Note: one nice thing about the machine is that it has very fine control. So once you get past the 100 year point, you can skip 5 minutes or 5 decades one way or another, or plonk yourself right down when you want. And you can move to any place on Earth (but not away from Earth!)
While I’m interested in a number of mysteries such as the Voynich manuscript & who killed the boys in the tower, I’m sure there are others who are at least as interested and have a better knowledge base to understand them
I would like to follow the evolution of different dances - probably starting with English folk dances and tracing their changes backward into pre-history.
Hey, what’s the point of a time machine that won’t let you assassinate Hitler? Pretty bloody useless, if you ask me…
OK, seriously … how about viewing the Tunguska impact. Unless that’s already playing on World’s Greatest Disasters (on the History Channel or wherever). Otherwise we can bring back PIE, well except all the linguists will be doing that. Make photocopies of the works in the Library of Alexandria? Ancient historians (and some who aren’t so ancient) will be there ahead of me. Hmmm … tough to think of something not obvious.
I got it. Track mass migrations in history. Watch the Goths migrate southeast from Scandinavia and figure out why they did it. That kind of thing.
If I could go back ninety years I’d see my grandparents when they were courting.
But, over 100 years? I’d look in on my great-great grandfather while he was incarcerated in Andersonville prison. He told his granddaughter, my maternal grandmother, the due to mistreatement by the guards(bellies make good targets for kicking) and poor food and water, that he still had bad stomach troubles on a regular basis.
I would assume that all the publicly interesting events (wars, assassinations, etc.) would have already been well covered, so I would choose something personally interesting to me. Like where all my grandparents actually came from (eastern Europe, yes, but where) and even more interesting, why. Especially my father’s parents, who emigrated in very early 1900s, probably 1902, but I don’t even know that. What impelled them to leave their families forever?
It would be interesting to be the fly on wall at the constitutional convention, but I assume that’s all been covered.
Sounds tricky. It’s not like the first life form was a macroscopic being. You’d have to look at water samples under a microscope or make chemical tests. The rule against touching things would make this difficult.
So how about seeing the Big Bang? Or even what was around “before” the BB? Nothing? I went back 14 billion years and there’s nothing there? I want a refund.
I’d like to get to know the Neanderthals better - what they really looked like, how they moved, how they communicated, etc. etc. And the Denisovans. Really, the entire family tree leading to us.

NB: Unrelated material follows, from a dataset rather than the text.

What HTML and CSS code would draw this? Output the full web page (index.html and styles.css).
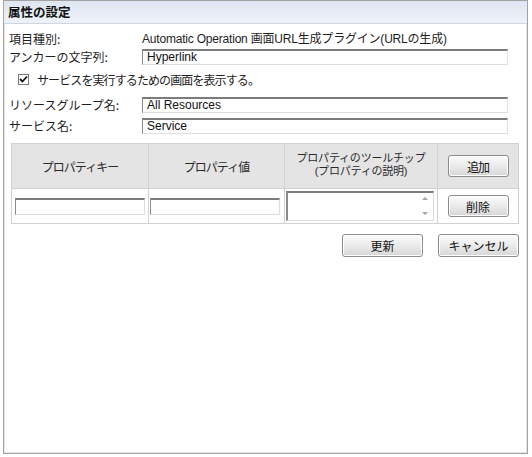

Well, assuming (as you said) all the mysteries have been solved, even the esoteric or trivial ones I might personally be interested in…I’d like to see a nuclear explosion with my own eyes. From a safe distance, of course.
Since all the cool Kaspar Hauser- like mysteries have been solved… I guess I’ll just kick back and go watch something like the first performances of The Magic Flute, or Hamlet.
Optical microscopes would presumably still work (because if you can see the past with your eyes, you should be able to see it through more lenses), assuming enough natural light and suitable positioning of the subject. Or maybe the time viewer machine has a built in zoom function.
Anyway, for me, it’s going to be Roman Dodecahedra the Antikythera mechanism, the Baghdad Battery and other object-related mysteries, but I’d also like to go visit some Trilobites.